I was surprised that the online calculator included the fpc, but then, that isn't too hard. It however is still a problem with online calculators that they do not usually cover anything but simple random sampling and usually only for proportions, and often that is not clear to users. Many times on ResearchGate I have seen people using them, or trying to use them, like they were magic, applicable to everything. But this one at least gives some explanation. I barely glanced at it, but it does seem better than most.
Still, everyone, these calculators should not be used without the user knowing the assumptions/applicability. Not everything is a yes/no question. In fact, I hardly saw anything like that at all, and I'm retired now. I have seen another "formula" that many people try to use for all continuous data. This is a problem. The field of statistics is not just plug-and-play "formulas." You need to understand what you are doing. In particular, the reasons/methodologies.

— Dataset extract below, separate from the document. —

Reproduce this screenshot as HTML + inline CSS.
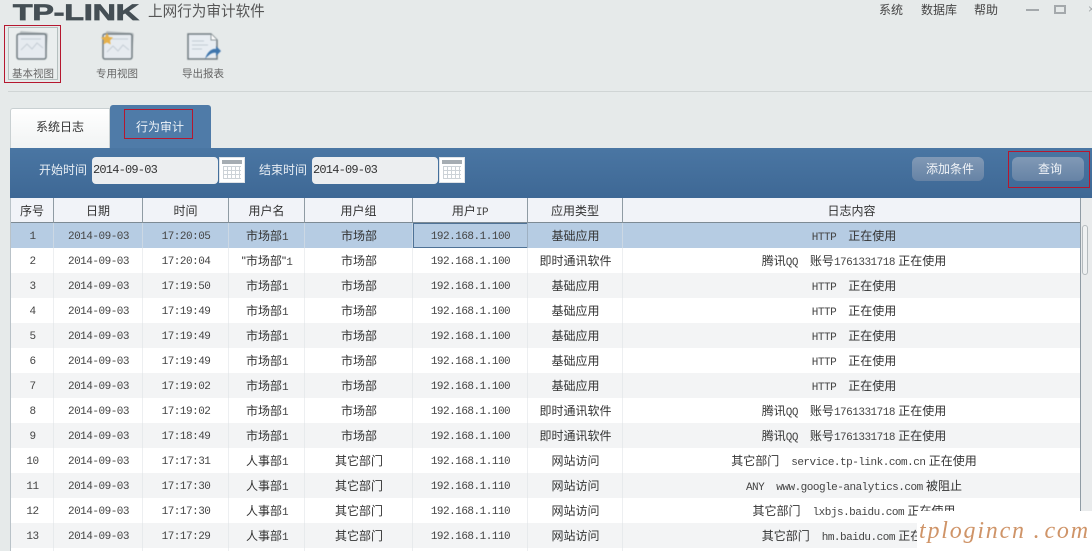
<!DOCTYPE html>
<html lang="zh"><head><meta charset="utf-8">
<style>
html,body{margin:0;padding:0}
body{width:1092px;height:551px;overflow:hidden;background:#e6eaea;position:relative;font-family:"Liberation Sans","Noto Sans CJK SC",sans-serif;font-size:12px;color:#3a3a3a}
.a{position:absolute}
.t{position:absolute;white-space:nowrap;line-height:14px}
.redb{position:absolute;border:1px solid #b5172f;box-sizing:border-box}
.lb{color:#666;font-size:10.500px;text-align:center;width:70px}
table{position:absolute;left:11px;top:198px;width:1069px;border-collapse:separate;border-spacing:0;table-layout:fixed;font-size:12px;background:#fff}
th{height:25px;padding:0;font-weight:400;background:#f1f3f8;border-right:1px solid #8f9ba4;border-bottom:1px solid #7d8a94;color:#333;text-align:center;box-sizing:border-box}
th:last-child{border-right:0}
td{height:25px;padding:0;text-align:center;box-sizing:border-box;white-space:nowrap;overflow:hidden;color:#333}
td.m{padding-top:2px}
td:last-child{padding-left:5px}
tr.g td{background:#f3f4f5}
tr.w td{background:#fff}
tr.s td{background:#b6cce3}
tr.s td.ip{box-shadow:inset 0 0 0 1px #4f7296}
.m{font-family:"Liberation Mono",monospace;font-size:11px;letter-spacing:-.5px;color:#444}
.gap{display:inline-block;width:12px}
.cal{position:absolute;width:26px;height:26px;background:#fff;box-sizing:border-box;border:1px solid #dfe3e7}
.cal i{display:block;position:absolute;left:2px;right:2px;top:2px;height:4px;background:#a6adb3}
.cal b{display:block;position:absolute;left:3px;right:3px;top:8px;bottom:3px;background-image:linear-gradient(#ccd2d7 1px,transparent 1px),linear-gradient(90deg,#ccd2d7 1px,transparent 1px);background-size:4px 4px}
.inp{position:absolute;width:126px;height:27px;border-radius:4px;background:#eceef0;font-family:"Liberation Mono",monospace;font-size:12px;line-height:27px;padding-left:1px;box-sizing:border-box;color:#333;letter-spacing:-.8px}
.btn{position:absolute;width:72px;height:24px;border-radius:6px;background:linear-gradient(#8199b6,#6683a5);color:#f1f4f8;text-align:center;line-height:24px;font-size:12px;box-sizing:border-box}
</style></head><body>

<div class="t" style="left:13px;top:2px;font:900 22px/22px 'Liberation Sans',sans-serif;color:#454f55;-webkit-text-stroke:.8px #454f55;transform:scaleX(1.45);transform-origin:left top">TP-LINK</div>
<div class="t" style="left:148px;top:5px;font-size:14.600px;color:#555">上网行为审计软件</div>

<div class="t" style="left:879px;top:3px;color:#444">系统</div>
<div class="t" style="left:921px;top:3px;color:#444">数据库</div>
<div class="t" style="left:974px;top:3px;color:#444">帮助</div>
<div class="a" style="left:1026px;top:9px;width:13px;height:2px;background:#a4a9ac"></div>
<div class="a" style="left:1054px;top:5px;width:12px;height:9px;border:2px solid #a4a9ac;box-sizing:border-box;background:#e6eaea"></div>
<div class="t" style="left:1088px;top:2px;color:#a4a9ac">×</div>

<div class="redb" style="left:4px;top:25px;width:57px;height:58px"></div>
<div class="a" style="left:8px;top:27px;width:50px;height:53px;border:1px solid #b5c0bf;box-sizing:border-box;background:#eaeeee"></div>

<svg class="a" style="left:0;top:0;filter:blur(.5px)" width="240" height="70">
<g>
<rect x="19" y="32" width="28" height="25" rx="2" fill="#b4babd" transform="rotate(4 33 45)"/>
<rect x="17" y="34" width="29" height="25" rx="2" fill="#e6ebf0" stroke="#727d82" stroke-width="1.500"/>
<path d="M21 50 L27 44 L32 49 L37 43 L43 48" stroke="#c6ced6" fill="none"/>
<path d="M21 39h20" stroke="#c6ced6"/>
</g>
<g>
<rect x="105" y="32" width="28" height="25" rx="2" fill="#b4babd" transform="rotate(4 119 45)"/>
<rect x="103" y="34" width="29" height="25" rx="2" fill="#e6ebf0" stroke="#727d82" stroke-width="1.500"/>
<path d="M107 52 L113 46 L118 51 L123 45 L129 50" stroke="#c6ced6" fill="none"/>
<path d="M112 39h16" stroke="#c6ced6"/>
<path d="M107 33l2 4 4 .5-3 3 .7 4-3.700-2-3.700 2 .7-4-3-3 4-.5z" fill="#e6b04a"/>
</g>
<g>
<path d="M188 34h23l6 6v19h-29z" fill="#e8edf2" stroke="#727d82" stroke-width="1.500"/>
<path d="M211 34v6h6" fill="#fff" stroke="#8f989c"/>
<path d="M192 41h12M192 45h16M192 49h10" stroke="#c3ccd5"/>
<path d="M205 59c2-7 7-11 11-10v-3l5 5-5 5v-3c-4-1-7 2-11 6z" fill="#3f76ad"/>
</g>
</svg>
<div class="t lb" style="left:-2px;top:67px">基本视图</div>
<div class="t lb" style="left:82px;top:67px">专用视图</div>
<div class="t lb" style="left:168px;top:67px">导出报表</div>

<div class="a" style="left:8px;top:91px;width:1084px;height:1px;background:#d0d5d5"></div>

<div class="a" style="left:10px;top:108px;width:100px;height:40px;background:linear-gradient(#fff,#f1f3f3);border:1px solid #c9d0d2;border-bottom:0;box-sizing:border-box;border-radius:3px 0 0 0"></div>
<div class="t" style="left:36px;top:120px;color:#333">系统日志</div>
<div class="a" style="left:110px;top:105px;width:101px;height:44px;background:#4f7ba8;border-radius:3px 3px 0 0"></div>
<div class="redb" style="left:124px;top:109px;width:69px;height:30px"></div>
<div class="t" style="left:136px;top:120px;color:#eef3f8">行为审计</div>

<div class="a" style="left:10px;top:148px;width:1082px;height:50px;background:linear-gradient(#4a76a3,#3e6895)"></div>
<div class="t" style="left:39px;top:163px;color:#e8eef4">开始时间</div>
<div class="inp" style="left:92px;top:157px">2014-09-03</div>
<div class="cal" style="left:219px;top:157px"><i></i><b></b></div>
<div class="t" style="left:259px;top:163px;color:#e8eef4">结束时间</div>
<div class="inp" style="left:312px;top:157px">2014-09-03</div>
<div class="cal" style="left:439px;top:157px"><i></i><b></b></div>
<div class="btn" style="left:912px;top:157px;padding-left:4px">添加条件</div>
<div class="btn" style="left:1012px;top:157px;padding-left:4px">查询</div>
<div class="redb" style="left:1008px;top:151px;width:82px;height:37px"></div>

<div class="a" style="left:10px;top:198px;width:1px;height:353px;background:#b9c2c8"></div>
<div class="a" style="left:11px;top:548px;width:1069px;height:3px;background:#fff"></div>
<table>
<colgroup><col style="width:43px"><col style="width:89px"><col style="width:86px"><col style="width:76px"><col style="width:108px"><col style="width:115px"><col style="width:95px"><col></colgroup>
<tr><th>序号</th><th>日期</th><th>时间</th><th>用户名</th><th>用户组</th><th>用户<span class="m">IP</span></th><th>应用类型</th><th>日志内容</th></tr>
<tr class="s"><td class="m">1</td><td class="m">2014-09-03</td><td class="m">17:20:05</td><td>市场部<span class="m">1</span></td><td>市场部</td><td class="m ip">192.168.1.100</td><td>基础应用</td><td><span class="m">HTTP</span><span class="gap"></span>正在使用</td></tr>
<tr class="w"><td class="m">2</td><td class="m">2014-09-03</td><td class="m">17:20:04</td><td>"市场部"<span class="m">1</span></td><td>市场部</td><td class="m">192.168.1.100</td><td>即时通讯软件</td><td>腾讯<span class="m">QQ</span><span class="gap"></span>账号<span class="m">1761331718</span> 正在使用</td></tr>
<tr class="g"><td class="m">3</td><td class="m">2014-09-03</td><td class="m">17:19:50</td><td>市场部<span class="m">1</span></td><td>市场部</td><td class="m">192.168.1.100</td><td>基础应用</td><td><span class="m">HTTP</span><span class="gap"></span>正在使用</td></tr>
<tr class="w"><td class="m">4</td><td class="m">2014-09-03</td><td class="m">17:19:49</td><td>市场部<span class="m">1</span></td><td>市场部</td><td class="m">192.168.1.100</td><td>基础应用</td><td><span class="m">HTTP</span><span class="gap"></span>正在使用</td></tr>
<tr class="g"><td class="m">5</td><td class="m">2014-09-03</td><td class="m">17:19:49</td><td>市场部<span class="m">1</span></td><td>市场部</td><td class="m">192.168.1.100</td><td>基础应用</td><td><span class="m">HTTP</span><span class="gap"></span>正在使用</td></tr>
<tr class="w"><td class="m">6</td><td class="m">2014-09-03</td><td class="m">17:19:49</td><td>市场部<span class="m">1</span></td><td>市场部</td><td class="m">192.168.1.100</td><td>基础应用</td><td><span class="m">HTTP</span><span class="gap"></span>正在使用</td></tr>
<tr class="g"><td class="m">7</td><td class="m">2014-09-03</td><td class="m">17:19:02</td><td>市场部<span class="m">1</span></td><td>市场部</td><td class="m">192.168.1.100</td><td>基础应用</td><td><span class="m">HTTP</span><span class="gap"></span>正在使用</td></tr>
<tr class="w"><td class="m">8</td><td class="m">2014-09-03</td><td class="m">17:19:02</td><td>市场部<span class="m">1</span></td><td>市场部</td><td class="m">192.168.1.100</td><td>即时通讯软件</td><td>腾讯<span class="m">QQ</span><span class="gap"></span>账号<span class="m">1761331718</span> 正在使用</td></tr>
<tr class="g"><td class="m">9</td><td class="m">2014-09-03</td><td class="m">17:18:49</td><td>市场部<span class="m">1</span></td><td>市场部</td><td class="m">192.168.1.100</td><td>即时通讯软件</td><td>腾讯<span class="m">QQ</span><span class="gap"></span>账号<span class="m">1761331718</span> 正在使用</td></tr>
<tr class="w"><td class="m">10</td><td class="m">2014-09-03</td><td class="m">17:17:31</td><td>人事部<span class="m">1</span></td><td>其它部门</td><td class="m">192.168.1.110</td><td>网站访问</td><td>其它部门<span class="gap"></span><span class="m">service.tp-link.com.cn</span> 正在使用</td></tr>
<tr class="g"><td class="m">11</td><td class="m">2014-09-03</td><td class="m">17:17:30</td><td>人事部<span class="m">1</span></td><td>其它部门</td><td class="m">192.168.1.110</td><td>网站访问</td><td><span class="m">ANY</span><span class="gap"></span><span class="m">www.google-analytics.com</span> 被阻止</td></tr>
<tr class="w"><td class="m">12</td><td class="m">2014-09-03</td><td class="m">17:17:30</td><td>人事部<span class="m">1</span></td><td>其它部门</td><td class="m">192.168.1.110</td><td>网站访问</td><td>其它部门<span class="gap"></span><span class="m">lxbjs.baidu.com</span> 正在使用</td></tr>
<tr class="g"><td class="m">13</td><td class="m">2014-09-03</td><td class="m">17:17:29</td><td>人事部<span class="m">1</span></td><td>其它部门</td><td class="m">192.168.1.110</td><td>网站访问</td><td>其它部门<span class="gap"></span><span class="m">hm.baidu.com</span> 正在使用</td></tr>
</table>

<svg class="a" style="left:0;top:198px" width="1092" height="353">
<path d="M53.500 25V353M142.500 25V353M228.500 25V353M304.500 25V353M412.500 25V353M527.500 25V353M622.500 25V353" stroke="#dfe3e6" opacity=".55"/>
</svg>

<div class="a" style="left:1080px;top:198px;width:12px;height:353px;background:#e9ebec;border-left:1px solid #8f9ba4;box-sizing:border-box"></div>
<div class="a" style="left:1082px;top:225px;width:6px;height:50px;border:1px solid #b4babd;border-radius:4px;box-sizing:border-box;background:#eff1f2"></div>

<div class="a" style="left:917px;top:511px;width:175px;height:40px;background:#fff"></div>
<div class="t" style="left:919px;top:516px;font:italic 24px/30px 'Liberation Serif',serif;color:#cf9468;letter-spacing:1.800px">tplogincn <span style="margin-right:3px">.</span>com</div>
</body></html>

Perhaps Paula should have stratified her population and done better, for example. That might have been possible, for all we know here.
You are right. People need to understand the principles behind those formulas. I did my calculations on an Excel sheet. I've never used an online calculator.
Determining the sample sizes involve resource and statistical issues. Usually, researchers regard 100 participants as the minimum sample size when the population is large. However, In most studies the sample size is determined effectively by two factors: (1) the nature of data analysis proposed and (2) estimated response rate.
For example, if you plan to use a linear regression a sample size of 50+ 8K is required, where K is the number of predictors. Some researchers believes it is desirable to have at least 10 respondents for each item being tested in a factor analysis, Further, up to 300 responses is not unusual for Likert scale development according to other researchers.
Another method of calculating the required sample size is using the Power and Sample size program (www.power-analysis.com).